[WHAT YOU WILL DO]
Would you transcribe the whole listing exactly, minus its pictures?

=== SOURCE MATERIAL ===

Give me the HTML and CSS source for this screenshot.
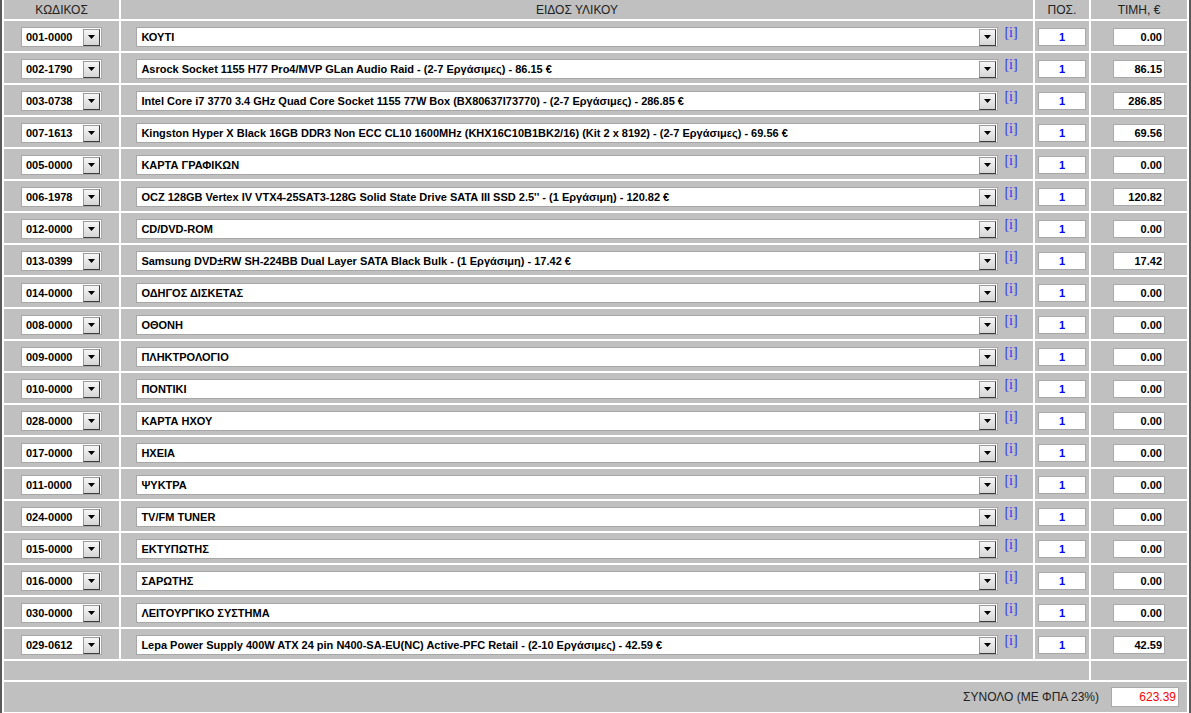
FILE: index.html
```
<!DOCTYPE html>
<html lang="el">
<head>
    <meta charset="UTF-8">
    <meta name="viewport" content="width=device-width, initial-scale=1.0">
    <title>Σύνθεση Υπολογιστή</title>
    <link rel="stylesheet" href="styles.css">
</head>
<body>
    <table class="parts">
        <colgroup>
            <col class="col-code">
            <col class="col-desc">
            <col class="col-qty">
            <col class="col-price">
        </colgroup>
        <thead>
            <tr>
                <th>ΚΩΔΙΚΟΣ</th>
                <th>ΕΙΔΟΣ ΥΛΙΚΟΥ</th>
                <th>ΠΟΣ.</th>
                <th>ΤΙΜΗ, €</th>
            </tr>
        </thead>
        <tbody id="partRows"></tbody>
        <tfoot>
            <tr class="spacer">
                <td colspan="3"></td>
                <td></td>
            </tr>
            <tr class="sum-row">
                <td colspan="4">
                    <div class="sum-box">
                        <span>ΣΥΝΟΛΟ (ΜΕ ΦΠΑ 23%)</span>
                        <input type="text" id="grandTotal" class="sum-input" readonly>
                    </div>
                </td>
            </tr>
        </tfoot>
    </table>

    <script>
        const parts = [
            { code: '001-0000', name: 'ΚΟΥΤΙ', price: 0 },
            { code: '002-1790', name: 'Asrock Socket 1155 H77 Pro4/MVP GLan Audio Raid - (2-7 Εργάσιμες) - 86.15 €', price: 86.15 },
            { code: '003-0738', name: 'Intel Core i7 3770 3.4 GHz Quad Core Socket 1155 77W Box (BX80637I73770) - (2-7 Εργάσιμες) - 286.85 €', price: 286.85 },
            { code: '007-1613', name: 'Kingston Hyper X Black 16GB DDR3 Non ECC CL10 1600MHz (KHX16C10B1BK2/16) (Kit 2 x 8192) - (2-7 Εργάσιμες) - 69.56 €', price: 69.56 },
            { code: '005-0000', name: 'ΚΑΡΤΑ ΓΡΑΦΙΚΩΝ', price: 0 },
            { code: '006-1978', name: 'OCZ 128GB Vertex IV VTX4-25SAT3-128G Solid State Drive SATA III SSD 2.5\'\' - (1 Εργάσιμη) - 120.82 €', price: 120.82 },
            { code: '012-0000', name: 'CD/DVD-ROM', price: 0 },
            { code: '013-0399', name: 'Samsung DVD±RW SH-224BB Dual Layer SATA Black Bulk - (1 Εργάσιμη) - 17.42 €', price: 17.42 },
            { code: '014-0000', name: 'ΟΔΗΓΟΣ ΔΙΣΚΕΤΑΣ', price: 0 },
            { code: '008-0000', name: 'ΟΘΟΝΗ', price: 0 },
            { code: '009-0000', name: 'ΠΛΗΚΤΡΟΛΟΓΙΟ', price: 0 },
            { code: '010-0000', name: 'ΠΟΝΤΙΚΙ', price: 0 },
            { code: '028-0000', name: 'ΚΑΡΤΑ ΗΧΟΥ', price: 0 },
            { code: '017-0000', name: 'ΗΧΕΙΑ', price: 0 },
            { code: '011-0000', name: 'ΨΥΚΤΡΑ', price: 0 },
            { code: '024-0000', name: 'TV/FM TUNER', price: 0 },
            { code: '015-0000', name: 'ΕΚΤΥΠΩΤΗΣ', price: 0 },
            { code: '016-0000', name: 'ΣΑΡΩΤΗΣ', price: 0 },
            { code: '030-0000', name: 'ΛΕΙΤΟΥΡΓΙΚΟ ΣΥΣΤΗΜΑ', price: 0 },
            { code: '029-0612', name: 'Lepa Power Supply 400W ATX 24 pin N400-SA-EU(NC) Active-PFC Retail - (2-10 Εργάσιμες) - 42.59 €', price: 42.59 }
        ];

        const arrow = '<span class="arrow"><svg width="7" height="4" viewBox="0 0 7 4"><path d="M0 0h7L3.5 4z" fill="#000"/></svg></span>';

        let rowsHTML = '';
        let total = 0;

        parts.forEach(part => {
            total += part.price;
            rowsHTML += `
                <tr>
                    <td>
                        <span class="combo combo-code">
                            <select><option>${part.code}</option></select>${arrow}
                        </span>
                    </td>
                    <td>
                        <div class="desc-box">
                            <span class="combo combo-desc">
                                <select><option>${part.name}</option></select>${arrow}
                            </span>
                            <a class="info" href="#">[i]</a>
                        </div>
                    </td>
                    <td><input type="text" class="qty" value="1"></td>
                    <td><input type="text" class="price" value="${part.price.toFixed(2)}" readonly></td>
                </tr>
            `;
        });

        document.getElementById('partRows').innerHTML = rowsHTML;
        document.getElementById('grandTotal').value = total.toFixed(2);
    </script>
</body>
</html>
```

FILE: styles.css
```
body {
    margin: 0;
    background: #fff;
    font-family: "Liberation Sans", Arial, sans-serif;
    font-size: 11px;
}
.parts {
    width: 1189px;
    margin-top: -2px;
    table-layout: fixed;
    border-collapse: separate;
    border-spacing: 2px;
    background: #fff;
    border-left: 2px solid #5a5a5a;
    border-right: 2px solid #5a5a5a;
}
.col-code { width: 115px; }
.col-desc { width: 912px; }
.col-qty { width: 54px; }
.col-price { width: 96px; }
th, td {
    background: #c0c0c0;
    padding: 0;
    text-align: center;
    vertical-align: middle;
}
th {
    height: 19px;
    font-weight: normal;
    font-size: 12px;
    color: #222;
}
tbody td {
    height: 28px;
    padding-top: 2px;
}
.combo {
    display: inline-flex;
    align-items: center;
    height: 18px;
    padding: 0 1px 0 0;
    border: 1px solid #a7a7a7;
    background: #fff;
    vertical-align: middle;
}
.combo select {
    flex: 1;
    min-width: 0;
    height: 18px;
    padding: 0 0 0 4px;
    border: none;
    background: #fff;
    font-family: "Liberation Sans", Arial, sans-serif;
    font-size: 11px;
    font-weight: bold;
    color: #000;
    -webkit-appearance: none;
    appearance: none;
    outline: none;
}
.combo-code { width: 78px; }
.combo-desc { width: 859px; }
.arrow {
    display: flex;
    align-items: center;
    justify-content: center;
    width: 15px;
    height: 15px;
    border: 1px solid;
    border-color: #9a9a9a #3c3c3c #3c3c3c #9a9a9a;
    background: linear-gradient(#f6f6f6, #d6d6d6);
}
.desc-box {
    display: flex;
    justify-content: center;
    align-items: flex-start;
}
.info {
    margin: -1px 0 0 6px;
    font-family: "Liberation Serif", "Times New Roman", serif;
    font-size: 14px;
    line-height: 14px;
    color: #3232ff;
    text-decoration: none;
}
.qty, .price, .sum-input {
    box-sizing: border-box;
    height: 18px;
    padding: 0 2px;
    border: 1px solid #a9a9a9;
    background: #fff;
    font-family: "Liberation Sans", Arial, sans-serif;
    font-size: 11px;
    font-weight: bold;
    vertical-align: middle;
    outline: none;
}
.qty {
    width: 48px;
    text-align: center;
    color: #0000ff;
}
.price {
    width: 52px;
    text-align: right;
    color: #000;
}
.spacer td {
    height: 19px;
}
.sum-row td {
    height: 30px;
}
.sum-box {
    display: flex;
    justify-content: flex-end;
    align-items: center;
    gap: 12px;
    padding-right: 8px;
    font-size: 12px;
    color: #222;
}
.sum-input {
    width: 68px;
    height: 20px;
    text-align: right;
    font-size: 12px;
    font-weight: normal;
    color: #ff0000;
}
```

===

[FULL RESPONSE]
Give me the HTML and CSS source for this screenshot.
FILE: index.html
```
<!DOCTYPE html>
<html lang="el">
<head>
    <meta charset="UTF-8">
    <meta name="viewport" content="width=device-width, initial-scale=1.0">
    <title>Σύνθεση Υπολογιστή</title>
    <link rel="stylesheet" href="styles.css">
</head>
<body>
    <table class="parts">
        <colgroup>
            <col class="col-code">
            <col class="col-desc">
            <col class="col-qty">
            <col class="col-price">
        </colgroup>
        <thead>
            <tr>
                <th>ΚΩΔΙΚΟΣ</th>
                <th>ΕΙΔΟΣ ΥΛΙΚΟΥ</th>
                <th>ΠΟΣ.</th>
                <th>ΤΙΜΗ, €</th>
            </tr>
        </thead>
        <tbody id="partRows"></tbody>
        <tfoot>
            <tr class="spacer">
                <td colspan="3"></td>
                <td></td>
            </tr>
            <tr class="sum-row">
                <td colspan="4">
                    <div class="sum-box">
                        <span>ΣΥΝΟΛΟ (ΜΕ ΦΠΑ 23%)</span>
                        <input type="text" id="grandTotal" class="sum-input" readonly>
                    </div>
                </td>
            </tr>
        </tfoot>
    </table>

    <script>
        const parts = [
            { code: '001-0000', name: 'ΚΟΥΤΙ', price: 0 },
            { code: '002-1790', name: 'Asrock Socket 1155 H77 Pro4/MVP GLan Audio Raid - (2-7 Εργάσιμες) - 86.15 €', price: 86.15 },
            { code: '003-0738', name: 'Intel Core i7 3770 3.4 GHz Quad Core Socket 1155 77W Box (BX80637I73770) - (2-7 Εργάσιμες) - 286.85 €', price: 286.85 },
            { code: '007-1613', name: 'Kingston Hyper X Black 16GB DDR3 Non ECC CL10 1600MHz (KHX16C10B1BK2/16) (Kit 2 x 8192) - (2-7 Εργάσιμες) - 69.56 €', price: 69.56 },
            { code: '005-0000', name: 'ΚΑΡΤΑ ΓΡΑΦΙΚΩΝ', price: 0 },
            { code: '006-1978', name: 'OCZ 128GB Vertex IV VTX4-25SAT3-128G Solid State Drive SATA III SSD 2.5\'\' - (1 Εργάσιμη) - 120.82 €', price: 120.82 },
            { code: '012-0000', name: 'CD/DVD-ROM', price: 0 },
            { code: '013-0399', name: 'Samsung DVD±RW SH-224BB Dual Layer SATA Black Bulk - (1 Εργάσιμη) - 17.42 €', price: 17.42 },
            { code: '014-0000', name: 'ΟΔΗΓΟΣ ΔΙΣΚΕΤΑΣ', price: 0 },
            { code: '008-0000', name: 'ΟΘΟΝΗ', price: 0 },
            { code: '009-0000', name: 'ΠΛΗΚΤΡΟΛΟΓΙΟ', price: 0 },
            { code: '010-0000', name: 'ΠΟΝΤΙΚΙ', price: 0 },
            { code: '028-0000', name: 'ΚΑΡΤΑ ΗΧΟΥ', price: 0 },
            { code: '017-0000', name: 'ΗΧΕΙΑ', price: 0 },
            { code: '011-0000', name: 'ΨΥΚΤΡΑ', price: 0 },
            { code: '024-0000', name: 'TV/FM TUNER', price: 0 },
            { code: '015-0000', name: 'ΕΚΤΥΠΩΤΗΣ', price: 0 },
            { code: '016-0000', name: 'ΣΑΡΩΤΗΣ', price: 0 },
            { code: '030-0000', name: 'ΛΕΙΤΟΥΡΓΙΚΟ ΣΥΣΤΗΜΑ', price: 0 },
            { code: '029-0612', name: 'Lepa Power Supply 400W ATX 24 pin N400-SA-EU(NC) Active-PFC Retail - (2-10 Εργάσιμες) - 42.59 €', price: 42.59 }
        ];

        const arrow = '<span class="arrow"><svg width="7" height="4" viewBox="0 0 7 4"><path d="M0 0h7L3.5 4z" fill="#000"/></svg></span>';

        let rowsHTML = '';
        let total = 0;

        parts.forEach(part => {
            total += part.price;
            rowsHTML += `
                <tr>
                    <td>
                        <span class="combo combo-code">
                            <select><option>${part.code}</option></select>${arrow}
                        </span>
                    </td>
                    <td>
                        <div class="desc-box">
                            <span class="combo combo-desc">
                                <select><option>${part.name}</option></select>${arrow}
                            </span>
                            <a class="info" href="#">[i]</a>
                        </div>
                    </td>
                    <td><input type="text" class="qty" value="1"></td>
                    <td><input type="text" class="price" value="${part.price.toFixed(2)}" readonly></td>
                </tr>
            `;
        });

        document.getElementById('partRows').innerHTML = rowsHTML;
        document.getElementById('grandTotal').value = total.toFixed(2);
    </script>
</body>
</html>
```

FILE: styles.css
```
body {
    margin: 0;
    background: #fff;
    font-family: "Liberation Sans", Arial, sans-serif;
    font-size: 11px;
}
.parts {
    width: 1189px;
    margin-top: -2px;
    table-layout: fixed;
    border-collapse: separate;
    border-spacing: 2px;
    background: #fff;
    border-left: 2px solid #5a5a5a;
    border-right: 2px solid #5a5a5a;
}
.col-code { width: 115px; }
.col-desc { width: 912px; }
.col-qty { width: 54px; }
.col-price { width: 96px; }
th, td {
    background: #c0c0c0;
    padding: 0;
    text-align: center;
    vertical-align: middle;
}
th {
    height: 19px;
    font-weight: normal;
    font-size: 12px;
    color: #222;
}
tbody td {
    height: 28px;
    padding-top: 2px;
}
.combo {
    display: inline-flex;
    align-items: center;
    height: 18px;
    padding: 0 1px 0 0;
    border: 1px solid #a7a7a7;
    background: #fff;
    vertical-align: middle;
}
.combo select {
    flex: 1;
    min-width: 0;
    height: 18px;
    padding: 0 0 0 4px;
    border: none;
    background: #fff;
    font-family: "Liberation Sans", Arial, sans-serif;
    font-size: 11px;
    font-weight: bold;
    color: #000;
    -webkit-appearance: none;
    appearance: none;
    outline: none;
}
.combo-code { width: 78px; }
.combo-desc { width: 859px; }
.arrow {
    display: flex;
    align-items: center;
    justify-content: center;
    width: 15px;
    height: 15px;
    border: 1px solid;
    border-color: #9a9a9a #3c3c3c #3c3c3c #9a9a9a;
    background: linear-gradient(#f6f6f6, #d6d6d6);
}
.desc-box {
    display: flex;
    justify-content: center;
    align-items: flex-start;
}
.info {
    margin: -1px 0 0 6px;
    font-family: "Liberation Serif", "Times New Roman", serif;
    font-size: 14px;
    line-height: 14px;
    color: #3232ff;
    text-decoration: none;
}
.qty, .price, .sum-input {
    box-sizing: border-box;
    height: 18px;
    padding: 0 2px;
    border: 1px solid #a9a9a9;
    background: #fff;
    font-family: "Liberation Sans", Arial, sans-serif;
    font-size: 11px;
    font-weight: bold;
    vertical-align: middle;
    outline: none;
}
.qty {
    width: 48px;
    text-align: center;
    color: #0000ff;
}
.price {
    width: 52px;
    text-align: right;
    color: #000;
}
.spacer td {
    height: 19px;
}
.sum-row td {
    height: 30px;
}
.sum-box {
    display: flex;
    justify-content: flex-end;
    align-items: center;
    gap: 12px;
    padding-right: 8px;
    font-size: 12px;
    color: #222;
}
.sum-input {
    width: 68px;
    height: 20px;
    text-align: right;
    font-size: 12px;
    font-weight: normal;
    color: #ff0000;
}
```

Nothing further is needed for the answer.